▶ **Problem requirements**: Write out the listing below without alteration, omitting its pictures.

Begin Supplied information

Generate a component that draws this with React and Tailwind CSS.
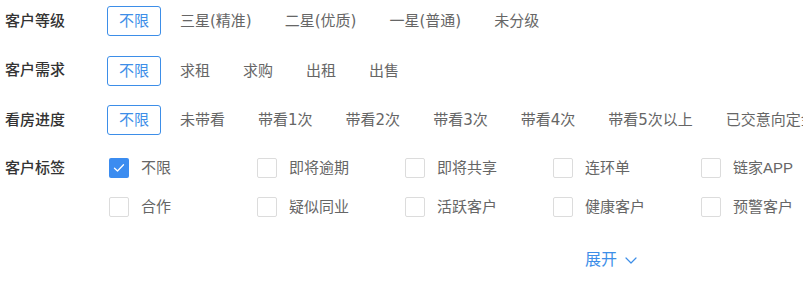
import React, { useState } from 'react';

const rows = [
  { label: '客户等级', options: ['不限', '三星(精准)', '二星(优质)', '一星(普通)', '未分级'] },
  { label: '客户需求', options: ['不限', '求租', '求购', '出租', '出售'] },
  {
    label: '看房进度',
    options: ['不限', '未带看', '带看1次', '带看2次', '带看3次', '带看4次', '带看5次以上', '已交意向定金'],
  },
];

const tags = ['不限', '即将逾期', '即将共享', '连环单', '链家APP', '合作', '疑似同业', '活跃客户', '健康客户', '预警客户'];

function OptionRow({ label, options }) {
  const [active, setActive] = useState(0);
  return (
    <div className="flex items-center h-[30px]">
      <div className="w-[107px] shrink-0 pl-[5px] text-[15px] font-medium text-[#333]">{label}</div>
      <div
        className="flex items-center gap-[19px] whitespace-nowrap"
        style={{ fontFamily: '"DejaVu Sans", "Noto Sans CJK SC", sans-serif' }}
      >
        {options.map((opt, i) => (
          <button
            key={opt}
            onClick={() => setActive(i)}
            className={
              i === active
                ? 'h-[30px] px-[11px] border border-[#3d8ee8] rounded-[3px] text-[15px] leading-[28px] text-[#3d8ee8]'
                : 'h-[30px] pr-[14px] text-[15px] leading-[30px] text-[#666]'
            }
          >
            {opt}
          </button>
        ))}
      </div>
    </div>
  );
}

function Checkbox({ checked }) {
  if (checked) {
    return (
      <span className="w-5 h-5 rounded-[2px] bg-[#3b8cf0] flex items-center justify-center shrink-0">
        <svg width="12" height="10" viewBox="0 0 12 10" fill="none">
          <path d="M1.5 5.2 L4.5 8 L10.5 1.8" stroke="#fff" strokeWidth="1.3" strokeLinecap="round" strokeLinejoin="round" />
        </svg>
      </span>
    );
  }
  return <span className="w-5 h-5 rounded-[2px] border border-[#dcdcdc] bg-white shrink-0" />;
}

export default function App() {
  const [checked, setChecked] = useState([0]);

  const toggle = (i) => {
    setChecked((c) => (c.includes(i) ? c.filter((x) => x !== i) : [...c, i]));
  };

  return (
    <div
      className="w-[803px] h-[297px] overflow-hidden bg-white pt-[6px]"
      style={{ fontFamily: '"Liberation Sans", "Noto Sans CJK SC", sans-serif' }}
    >
      <div className="flex flex-col gap-[19.5px]">
        {rows.map((r) => (
          <OptionRow key={r.label} label={r.label} options={r.options} />
        ))}
      </div>

      <div className="flex mt-[23px]">
        <div className="w-[107px] shrink-0 pl-[5px] text-[15px] font-medium text-[#333] leading-[22px] mt-[-1px]">
          客户标签
        </div>
        <div className="grid grid-cols-[repeat(5,148px)] gap-y-[19px] pl-[2px]">
          {tags.map((t, i) => (
            <label key={t} className="flex items-center gap-3 h-5 cursor-pointer whitespace-nowrap" onClick={() => toggle(i)}>
              <Checkbox checked={checked.includes(i)} />
              <span className="text-[15px] text-[#666]">{t}</span>
            </label>
          ))}
        </div>
      </div>

      <div className="flex mt-[32px] pl-[585px]">
        <button className="flex items-center gap-[8px] text-[16px] text-[#3d8ee8] leading-[22px]">
          展开
          <svg width="12" height="7" viewBox="0 0 12 7" fill="none">
            <path d="M1 1 L6 6 L11 1" stroke="#3d8ee8" strokeWidth="1.2" strokeLinecap="round" strokeLinejoin="round" />
          </svg>
        </button>
      </div>
    </div>
  );
}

End Supplied information

▶ **Result of this task**:
Generate a component that draws this with React and Tailwind CSS.
import React, { useState } from 'react';

const rows = [
  { label: '客户等级', options: ['不限', '三星(精准)', '二星(优质)', '一星(普通)', '未分级'] },
  { label: '客户需求', options: ['不限', '求租', '求购', '出租', '出售'] },
  {
    label: '看房进度',
    options: ['不限', '未带看', '带看1次', '带看2次', '带看3次', '带看4次', '带看5次以上', '已交意向定金'],
  },
];

const tags = ['不限', '即将逾期', '即将共享', '连环单', '链家APP', '合作', '疑似同业', '活跃客户', '健康客户', '预警客户'];

function OptionRow({ label, options }) {
  const [active, setActive] = useState(0);
  return (
    <div className="flex items-center h-[30px]">
      <div className="w-[107px] shrink-0 pl-[5px] text-[15px] font-medium text-[#333]">{label}</div>
      <div
        className="flex items-center gap-[19px] whitespace-nowrap"
        style={{ fontFamily: '"DejaVu Sans", "Noto Sans CJK SC", sans-serif' }}
      >
        {options.map((opt, i) => (
          <button
            key={opt}
            onClick={() => setActive(i)}
            className={
              i === active
                ? 'h-[30px] px-[11px] border border-[#3d8ee8] rounded-[3px] text-[15px] leading-[28px] text-[#3d8ee8]'
                : 'h-[30px] pr-[14px] text-[15px] leading-[30px] text-[#666]'
            }
          >
            {opt}
          </button>
        ))}
      </div>
    </div>
  );
}

function Checkbox({ checked }) {
  if (checked) {
    return (
      <span className="w-5 h-5 rounded-[2px] bg-[#3b8cf0] flex items-center justify-center shrink-0">
        <svg width="12" height="10" viewBox="0 0 12 10" fill="none">
          <path d="M1.5 5.2 L4.5 8 L10.5 1.8" stroke="#fff" strokeWidth="1.3" strokeLinecap="round" strokeLinejoin="round" />
        </svg>
      </span>
    );
  }
  return <span className="w-5 h-5 rounded-[2px] border border-[#dcdcdc] bg-white shrink-0" />;
}

export default function App() {
  const [checked, setChecked] = useState([0]);

  const toggle = (i) => {
    setChecked((c) => (c.includes(i) ? c.filter((x) => x !== i) : [...c, i]));
  };

  return (
    <div
      className="w-[803px] h-[297px] overflow-hidden bg-white pt-[6px]"
      style={{ fontFamily: '"Liberation Sans", "Noto Sans CJK SC", sans-serif' }}
    >
      <div className="flex flex-col gap-[19.5px]">
        {rows.map((r) => (
          <OptionRow key={r.label} label={r.label} options={r.options} />
        ))}
      </div>

      <div className="flex mt-[23px]">
        <div className="w-[107px] shrink-0 pl-[5px] text-[15px] font-medium text-[#333] leading-[22px] mt-[-1px]">
          客户标签
        </div>
        <div className="grid grid-cols-[repeat(5,148px)] gap-y-[19px] pl-[2px]">
          {tags.map((t, i) => (
            <label key={t} className="flex items-center gap-3 h-5 cursor-pointer whitespace-nowrap" onClick={() => toggle(i)}>
              <Checkbox checked={checked.includes(i)} />
              <span className="text-[15px] text-[#666]">{t}</span>
            </label>
          ))}
        </div>
      </div>

      <div className="flex mt-[32px] pl-[585px]">
        <button className="flex items-center gap-[8px] text-[16px] text-[#3d8ee8] leading-[22px]">
          展开
          <svg width="12" height="7" viewBox="0 0 12 7" fill="none">
            <path d="M1 1 L6 6 L11 1" stroke="#3d8ee8" strokeWidth="1.2" strokeLinecap="round" strokeLinejoin="round" />
          </svg>
        </button>
      </div>
    </div>
  );
}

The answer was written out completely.